Front-end source files:
::::::

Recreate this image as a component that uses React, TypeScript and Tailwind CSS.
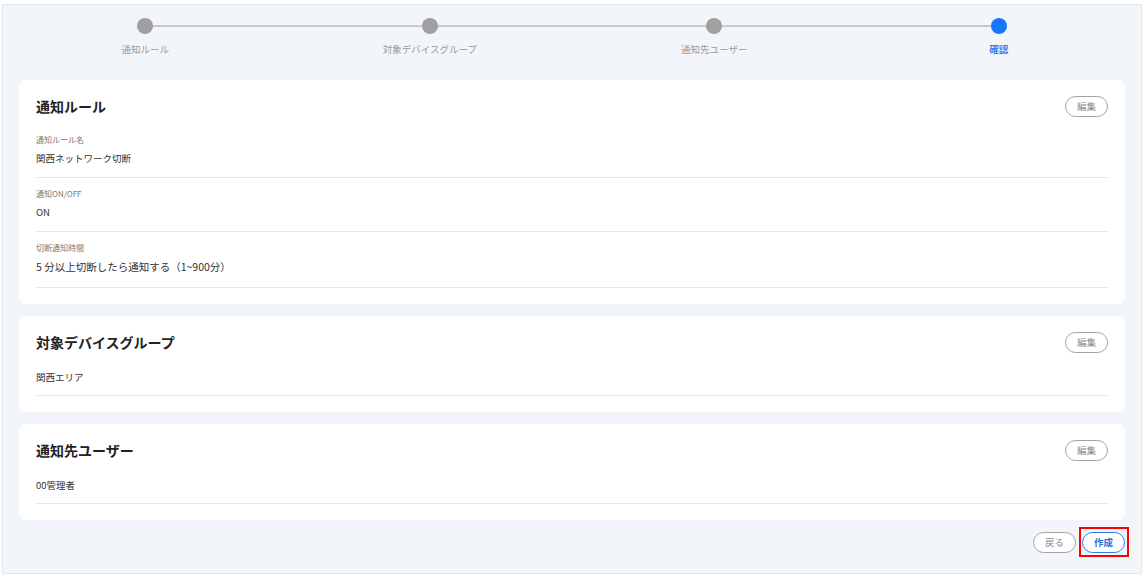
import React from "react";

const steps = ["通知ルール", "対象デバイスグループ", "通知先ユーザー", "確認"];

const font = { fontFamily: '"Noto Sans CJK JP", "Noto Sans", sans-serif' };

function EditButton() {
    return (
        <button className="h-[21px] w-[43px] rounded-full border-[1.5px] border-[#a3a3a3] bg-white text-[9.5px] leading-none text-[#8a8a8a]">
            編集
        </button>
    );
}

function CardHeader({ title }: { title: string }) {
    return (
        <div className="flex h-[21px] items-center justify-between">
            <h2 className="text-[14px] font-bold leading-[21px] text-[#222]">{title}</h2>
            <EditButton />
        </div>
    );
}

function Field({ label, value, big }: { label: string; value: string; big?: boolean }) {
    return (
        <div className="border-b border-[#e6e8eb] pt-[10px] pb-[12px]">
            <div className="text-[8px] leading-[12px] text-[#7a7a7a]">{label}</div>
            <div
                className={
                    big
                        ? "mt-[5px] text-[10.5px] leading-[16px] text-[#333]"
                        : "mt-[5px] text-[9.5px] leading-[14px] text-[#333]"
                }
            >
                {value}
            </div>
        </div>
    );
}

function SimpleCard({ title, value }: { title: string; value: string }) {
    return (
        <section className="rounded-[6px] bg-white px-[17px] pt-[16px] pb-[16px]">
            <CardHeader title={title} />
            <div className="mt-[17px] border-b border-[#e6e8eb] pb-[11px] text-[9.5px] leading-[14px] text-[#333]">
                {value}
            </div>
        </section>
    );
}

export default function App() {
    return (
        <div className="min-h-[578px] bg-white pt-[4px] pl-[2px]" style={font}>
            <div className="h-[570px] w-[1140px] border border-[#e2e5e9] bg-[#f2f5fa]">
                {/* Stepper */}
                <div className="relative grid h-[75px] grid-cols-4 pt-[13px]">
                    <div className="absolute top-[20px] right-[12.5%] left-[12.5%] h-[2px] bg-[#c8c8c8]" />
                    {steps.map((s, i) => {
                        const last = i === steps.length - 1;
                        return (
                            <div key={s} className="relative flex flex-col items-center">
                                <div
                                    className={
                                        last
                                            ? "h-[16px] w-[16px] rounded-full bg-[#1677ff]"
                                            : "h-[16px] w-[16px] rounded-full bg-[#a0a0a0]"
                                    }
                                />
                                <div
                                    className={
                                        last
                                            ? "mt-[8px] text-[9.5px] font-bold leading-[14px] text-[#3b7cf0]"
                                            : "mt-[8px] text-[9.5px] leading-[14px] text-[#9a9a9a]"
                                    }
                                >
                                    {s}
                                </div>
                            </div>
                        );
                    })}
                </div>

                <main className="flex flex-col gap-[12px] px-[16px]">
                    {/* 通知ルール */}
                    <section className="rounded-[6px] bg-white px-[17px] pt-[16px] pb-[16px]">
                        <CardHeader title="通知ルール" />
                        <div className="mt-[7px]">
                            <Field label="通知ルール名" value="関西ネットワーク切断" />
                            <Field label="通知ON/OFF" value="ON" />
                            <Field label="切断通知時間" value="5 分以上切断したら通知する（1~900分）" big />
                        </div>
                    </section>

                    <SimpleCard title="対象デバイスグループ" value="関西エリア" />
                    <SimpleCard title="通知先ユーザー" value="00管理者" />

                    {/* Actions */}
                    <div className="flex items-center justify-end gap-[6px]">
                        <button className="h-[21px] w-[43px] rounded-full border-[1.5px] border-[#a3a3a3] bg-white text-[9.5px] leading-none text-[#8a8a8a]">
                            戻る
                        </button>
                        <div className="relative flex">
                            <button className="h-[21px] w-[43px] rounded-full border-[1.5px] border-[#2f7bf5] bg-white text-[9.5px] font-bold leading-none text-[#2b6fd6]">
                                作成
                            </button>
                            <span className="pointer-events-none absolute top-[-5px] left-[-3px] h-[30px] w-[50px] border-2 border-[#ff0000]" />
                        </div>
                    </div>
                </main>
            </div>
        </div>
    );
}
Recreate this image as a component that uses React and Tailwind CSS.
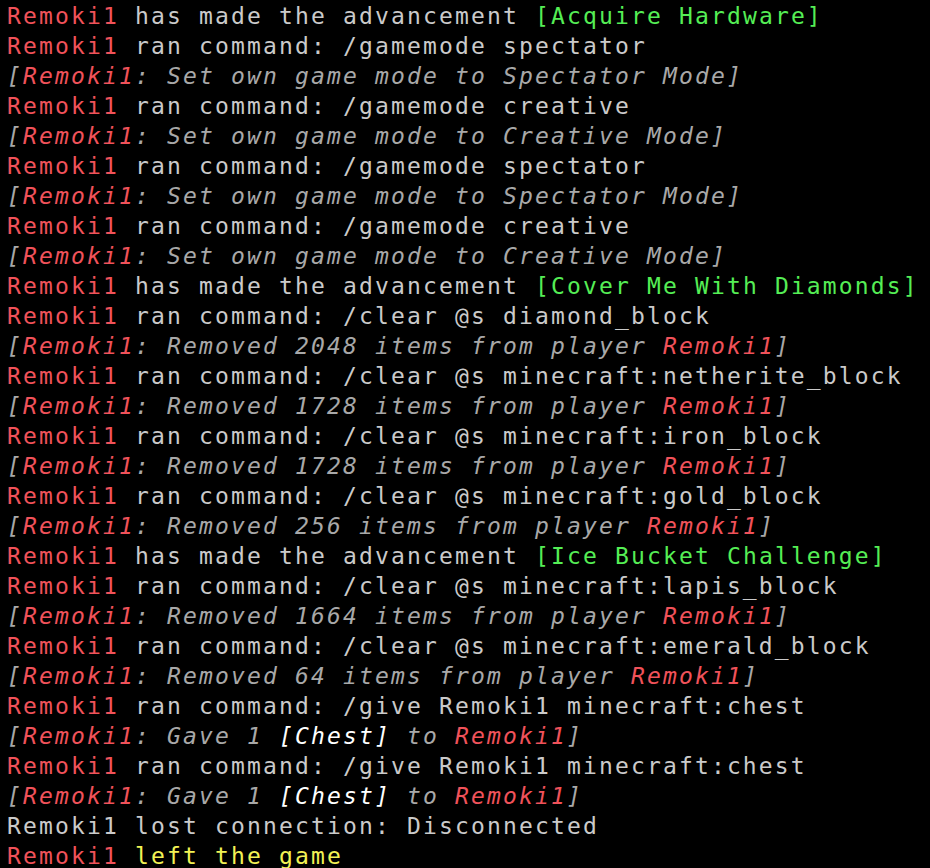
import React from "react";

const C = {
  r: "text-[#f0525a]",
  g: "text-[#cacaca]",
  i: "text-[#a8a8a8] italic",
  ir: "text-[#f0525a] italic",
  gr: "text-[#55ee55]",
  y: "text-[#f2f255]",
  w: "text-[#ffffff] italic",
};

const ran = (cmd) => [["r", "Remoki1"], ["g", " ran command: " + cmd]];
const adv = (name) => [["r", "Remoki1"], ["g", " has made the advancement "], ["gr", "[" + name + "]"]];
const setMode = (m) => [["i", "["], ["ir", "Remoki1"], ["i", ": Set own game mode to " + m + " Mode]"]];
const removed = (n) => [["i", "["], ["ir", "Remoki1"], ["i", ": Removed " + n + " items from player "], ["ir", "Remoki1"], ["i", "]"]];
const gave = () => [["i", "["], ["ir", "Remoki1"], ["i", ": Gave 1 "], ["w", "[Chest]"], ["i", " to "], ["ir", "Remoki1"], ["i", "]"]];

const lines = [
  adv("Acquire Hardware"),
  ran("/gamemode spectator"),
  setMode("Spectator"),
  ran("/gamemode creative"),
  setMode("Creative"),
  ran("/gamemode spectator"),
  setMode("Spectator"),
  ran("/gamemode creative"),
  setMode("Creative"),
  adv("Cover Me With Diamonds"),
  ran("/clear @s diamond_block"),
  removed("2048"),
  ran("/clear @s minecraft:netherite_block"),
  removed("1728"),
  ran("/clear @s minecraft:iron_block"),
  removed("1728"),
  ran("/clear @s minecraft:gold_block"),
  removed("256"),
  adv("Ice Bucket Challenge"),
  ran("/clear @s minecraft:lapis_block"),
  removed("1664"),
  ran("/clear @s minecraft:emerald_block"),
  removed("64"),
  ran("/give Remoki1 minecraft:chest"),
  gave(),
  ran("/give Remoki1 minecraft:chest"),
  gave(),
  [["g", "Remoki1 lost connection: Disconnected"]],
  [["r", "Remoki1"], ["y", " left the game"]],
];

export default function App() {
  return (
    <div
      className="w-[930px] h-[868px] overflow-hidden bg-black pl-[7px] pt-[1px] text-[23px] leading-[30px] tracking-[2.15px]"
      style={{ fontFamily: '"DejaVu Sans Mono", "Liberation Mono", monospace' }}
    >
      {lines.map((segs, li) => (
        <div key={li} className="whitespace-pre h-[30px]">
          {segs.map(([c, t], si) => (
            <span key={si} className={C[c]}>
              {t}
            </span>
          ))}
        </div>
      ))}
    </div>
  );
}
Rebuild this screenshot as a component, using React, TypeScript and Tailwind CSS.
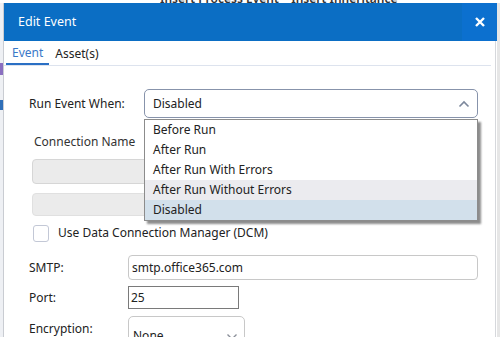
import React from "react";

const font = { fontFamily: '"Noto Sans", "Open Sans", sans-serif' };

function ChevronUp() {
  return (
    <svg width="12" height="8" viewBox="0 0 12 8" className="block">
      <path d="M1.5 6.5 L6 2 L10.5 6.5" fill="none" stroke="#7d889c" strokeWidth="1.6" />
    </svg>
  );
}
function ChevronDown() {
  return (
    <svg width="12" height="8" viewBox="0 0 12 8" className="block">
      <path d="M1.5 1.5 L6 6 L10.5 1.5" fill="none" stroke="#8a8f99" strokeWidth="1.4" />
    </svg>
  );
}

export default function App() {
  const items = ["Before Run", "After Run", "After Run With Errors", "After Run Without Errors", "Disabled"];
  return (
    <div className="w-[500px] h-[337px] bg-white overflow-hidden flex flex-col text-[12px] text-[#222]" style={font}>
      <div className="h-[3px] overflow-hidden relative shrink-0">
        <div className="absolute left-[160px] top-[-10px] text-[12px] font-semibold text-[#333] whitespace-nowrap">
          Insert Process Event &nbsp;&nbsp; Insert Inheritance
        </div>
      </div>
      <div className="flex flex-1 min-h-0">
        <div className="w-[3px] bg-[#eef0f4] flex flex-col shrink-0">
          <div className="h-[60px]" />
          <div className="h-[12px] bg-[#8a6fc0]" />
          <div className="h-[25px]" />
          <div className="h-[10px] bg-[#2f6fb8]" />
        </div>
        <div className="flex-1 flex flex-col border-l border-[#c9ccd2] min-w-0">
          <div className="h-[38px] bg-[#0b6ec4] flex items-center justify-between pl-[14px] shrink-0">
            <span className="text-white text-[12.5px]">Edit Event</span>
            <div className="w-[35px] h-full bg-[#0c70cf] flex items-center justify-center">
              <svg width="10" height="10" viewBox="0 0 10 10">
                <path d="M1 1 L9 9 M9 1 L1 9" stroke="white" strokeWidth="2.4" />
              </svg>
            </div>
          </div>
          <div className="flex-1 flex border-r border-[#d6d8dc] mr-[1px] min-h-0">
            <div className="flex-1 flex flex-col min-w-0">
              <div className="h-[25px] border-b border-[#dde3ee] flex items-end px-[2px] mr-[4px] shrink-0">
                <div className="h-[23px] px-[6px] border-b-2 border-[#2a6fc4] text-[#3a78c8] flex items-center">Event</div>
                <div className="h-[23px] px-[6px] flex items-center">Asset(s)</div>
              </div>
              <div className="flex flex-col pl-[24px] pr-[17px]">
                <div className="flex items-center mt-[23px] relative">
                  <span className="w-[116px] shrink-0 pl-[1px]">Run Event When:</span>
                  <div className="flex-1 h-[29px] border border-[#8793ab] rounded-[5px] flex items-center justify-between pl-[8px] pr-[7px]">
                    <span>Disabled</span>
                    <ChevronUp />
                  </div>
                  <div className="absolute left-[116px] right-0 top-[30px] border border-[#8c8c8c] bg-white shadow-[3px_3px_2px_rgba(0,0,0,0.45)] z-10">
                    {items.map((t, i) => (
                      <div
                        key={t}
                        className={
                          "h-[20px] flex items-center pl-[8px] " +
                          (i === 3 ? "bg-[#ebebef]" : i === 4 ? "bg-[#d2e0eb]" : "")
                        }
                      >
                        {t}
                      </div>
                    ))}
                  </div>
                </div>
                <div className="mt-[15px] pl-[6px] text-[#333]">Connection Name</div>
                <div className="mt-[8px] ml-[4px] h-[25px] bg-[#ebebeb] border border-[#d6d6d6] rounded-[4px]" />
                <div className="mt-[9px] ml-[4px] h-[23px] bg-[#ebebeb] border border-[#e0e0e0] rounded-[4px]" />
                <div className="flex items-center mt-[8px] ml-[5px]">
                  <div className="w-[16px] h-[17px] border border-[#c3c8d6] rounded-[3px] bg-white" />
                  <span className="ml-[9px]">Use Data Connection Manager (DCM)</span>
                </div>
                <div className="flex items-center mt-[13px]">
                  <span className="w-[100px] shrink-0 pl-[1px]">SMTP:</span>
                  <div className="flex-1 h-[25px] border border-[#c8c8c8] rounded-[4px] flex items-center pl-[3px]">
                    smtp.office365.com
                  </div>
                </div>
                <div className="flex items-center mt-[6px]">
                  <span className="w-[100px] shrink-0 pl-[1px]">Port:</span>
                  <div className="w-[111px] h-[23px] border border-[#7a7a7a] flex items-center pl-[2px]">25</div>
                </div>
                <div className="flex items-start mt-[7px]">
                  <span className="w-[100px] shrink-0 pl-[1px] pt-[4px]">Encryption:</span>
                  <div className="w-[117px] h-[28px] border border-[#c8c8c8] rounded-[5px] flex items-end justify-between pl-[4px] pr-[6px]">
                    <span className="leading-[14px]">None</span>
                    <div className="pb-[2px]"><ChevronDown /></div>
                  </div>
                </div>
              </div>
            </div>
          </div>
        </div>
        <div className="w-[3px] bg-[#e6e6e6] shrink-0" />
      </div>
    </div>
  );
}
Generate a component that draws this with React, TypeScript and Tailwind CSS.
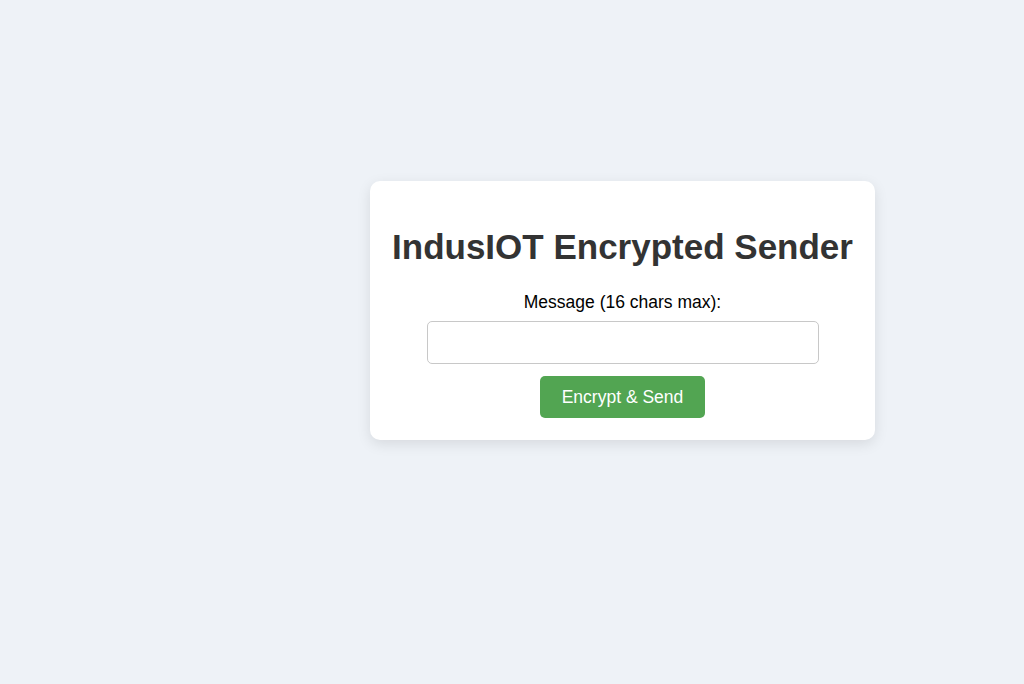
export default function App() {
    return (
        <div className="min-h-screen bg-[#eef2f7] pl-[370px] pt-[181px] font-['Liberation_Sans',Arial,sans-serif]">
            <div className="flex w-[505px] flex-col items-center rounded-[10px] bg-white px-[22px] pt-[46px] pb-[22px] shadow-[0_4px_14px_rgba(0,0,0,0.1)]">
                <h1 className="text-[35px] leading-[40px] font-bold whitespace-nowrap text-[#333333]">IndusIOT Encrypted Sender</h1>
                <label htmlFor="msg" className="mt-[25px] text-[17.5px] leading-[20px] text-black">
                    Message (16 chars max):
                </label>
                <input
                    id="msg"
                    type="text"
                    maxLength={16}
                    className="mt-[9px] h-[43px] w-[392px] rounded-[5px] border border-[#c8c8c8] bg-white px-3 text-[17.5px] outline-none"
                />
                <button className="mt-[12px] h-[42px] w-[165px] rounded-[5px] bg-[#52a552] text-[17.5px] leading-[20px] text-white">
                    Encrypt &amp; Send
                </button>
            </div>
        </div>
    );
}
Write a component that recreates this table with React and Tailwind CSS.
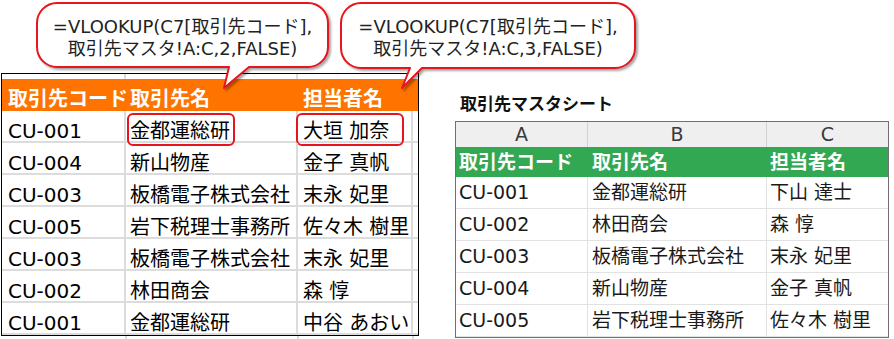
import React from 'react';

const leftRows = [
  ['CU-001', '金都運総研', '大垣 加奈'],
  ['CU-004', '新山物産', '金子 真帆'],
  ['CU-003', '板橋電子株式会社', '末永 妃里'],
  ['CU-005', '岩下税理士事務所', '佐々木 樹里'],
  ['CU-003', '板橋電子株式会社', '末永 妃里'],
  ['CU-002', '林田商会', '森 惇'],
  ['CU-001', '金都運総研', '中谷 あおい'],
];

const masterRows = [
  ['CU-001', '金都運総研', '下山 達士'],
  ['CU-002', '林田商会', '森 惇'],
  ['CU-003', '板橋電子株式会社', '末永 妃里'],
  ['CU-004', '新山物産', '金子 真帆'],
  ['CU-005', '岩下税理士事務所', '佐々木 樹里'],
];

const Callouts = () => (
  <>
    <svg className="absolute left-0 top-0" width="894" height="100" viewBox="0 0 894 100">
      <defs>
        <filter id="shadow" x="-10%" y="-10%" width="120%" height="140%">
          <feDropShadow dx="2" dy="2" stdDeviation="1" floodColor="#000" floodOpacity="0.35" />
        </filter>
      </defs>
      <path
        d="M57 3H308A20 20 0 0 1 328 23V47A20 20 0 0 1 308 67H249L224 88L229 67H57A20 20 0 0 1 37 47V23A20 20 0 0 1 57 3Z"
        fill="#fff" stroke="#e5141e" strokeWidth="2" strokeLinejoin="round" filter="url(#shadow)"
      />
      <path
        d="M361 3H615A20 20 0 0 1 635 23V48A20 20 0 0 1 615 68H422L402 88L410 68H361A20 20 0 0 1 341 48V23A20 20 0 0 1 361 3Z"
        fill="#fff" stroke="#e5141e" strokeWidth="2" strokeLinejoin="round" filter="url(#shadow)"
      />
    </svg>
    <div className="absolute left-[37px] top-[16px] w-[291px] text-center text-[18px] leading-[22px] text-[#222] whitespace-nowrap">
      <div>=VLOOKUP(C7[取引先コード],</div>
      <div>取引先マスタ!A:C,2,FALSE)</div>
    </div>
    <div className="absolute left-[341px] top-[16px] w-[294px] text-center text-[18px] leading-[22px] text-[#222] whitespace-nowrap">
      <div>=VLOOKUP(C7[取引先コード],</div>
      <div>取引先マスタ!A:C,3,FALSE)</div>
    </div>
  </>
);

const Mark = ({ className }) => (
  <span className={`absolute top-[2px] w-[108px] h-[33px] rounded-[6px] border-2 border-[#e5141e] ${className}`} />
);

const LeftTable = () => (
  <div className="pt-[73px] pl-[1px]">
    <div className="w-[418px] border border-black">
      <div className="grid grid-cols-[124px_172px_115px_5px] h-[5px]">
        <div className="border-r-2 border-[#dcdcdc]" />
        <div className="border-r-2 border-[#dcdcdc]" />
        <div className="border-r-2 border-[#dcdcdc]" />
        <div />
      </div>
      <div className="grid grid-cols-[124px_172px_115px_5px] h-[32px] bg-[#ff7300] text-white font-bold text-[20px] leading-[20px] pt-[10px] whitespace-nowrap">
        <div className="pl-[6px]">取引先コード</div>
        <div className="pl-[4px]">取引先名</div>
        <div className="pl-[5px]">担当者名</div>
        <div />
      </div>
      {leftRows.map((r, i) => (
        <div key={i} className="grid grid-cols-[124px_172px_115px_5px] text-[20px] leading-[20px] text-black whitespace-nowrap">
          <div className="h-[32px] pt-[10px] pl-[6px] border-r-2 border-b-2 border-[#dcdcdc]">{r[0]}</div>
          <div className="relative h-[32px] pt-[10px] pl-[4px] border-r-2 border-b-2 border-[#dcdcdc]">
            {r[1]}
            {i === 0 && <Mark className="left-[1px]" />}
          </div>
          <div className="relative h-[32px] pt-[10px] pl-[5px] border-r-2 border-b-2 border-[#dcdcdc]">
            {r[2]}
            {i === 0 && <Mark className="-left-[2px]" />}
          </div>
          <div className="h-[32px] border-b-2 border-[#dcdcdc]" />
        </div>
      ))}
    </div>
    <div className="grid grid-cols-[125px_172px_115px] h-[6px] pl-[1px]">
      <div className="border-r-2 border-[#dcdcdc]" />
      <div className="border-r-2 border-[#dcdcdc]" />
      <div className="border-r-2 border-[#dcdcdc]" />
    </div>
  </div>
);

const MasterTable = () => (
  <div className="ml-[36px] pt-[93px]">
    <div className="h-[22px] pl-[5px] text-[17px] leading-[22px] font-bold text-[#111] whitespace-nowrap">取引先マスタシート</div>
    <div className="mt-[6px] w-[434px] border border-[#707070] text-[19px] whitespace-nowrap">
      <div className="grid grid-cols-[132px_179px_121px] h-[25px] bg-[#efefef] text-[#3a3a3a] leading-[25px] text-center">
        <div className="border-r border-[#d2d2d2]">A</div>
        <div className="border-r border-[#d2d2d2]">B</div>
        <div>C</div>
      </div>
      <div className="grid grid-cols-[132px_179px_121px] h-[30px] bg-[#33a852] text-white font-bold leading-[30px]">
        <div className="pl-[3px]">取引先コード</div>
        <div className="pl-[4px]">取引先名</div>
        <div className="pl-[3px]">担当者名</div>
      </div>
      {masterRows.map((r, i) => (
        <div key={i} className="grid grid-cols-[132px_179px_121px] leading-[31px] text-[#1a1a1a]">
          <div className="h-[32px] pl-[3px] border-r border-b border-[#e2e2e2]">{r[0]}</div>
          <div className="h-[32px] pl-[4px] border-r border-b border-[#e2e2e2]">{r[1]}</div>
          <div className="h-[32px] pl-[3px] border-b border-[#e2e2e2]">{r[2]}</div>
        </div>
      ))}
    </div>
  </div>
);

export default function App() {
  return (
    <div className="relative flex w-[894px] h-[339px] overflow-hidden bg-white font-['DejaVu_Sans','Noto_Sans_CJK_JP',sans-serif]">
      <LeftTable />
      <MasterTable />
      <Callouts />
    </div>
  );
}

::::::

Task description.
Search the data above for the string "uses" and copy each line that has it.

Exercise answer.
Recreate this image as a component that uses React, TypeScript and Tailwind CSS.
Recreate this image as a component that uses React and Tailwind CSS.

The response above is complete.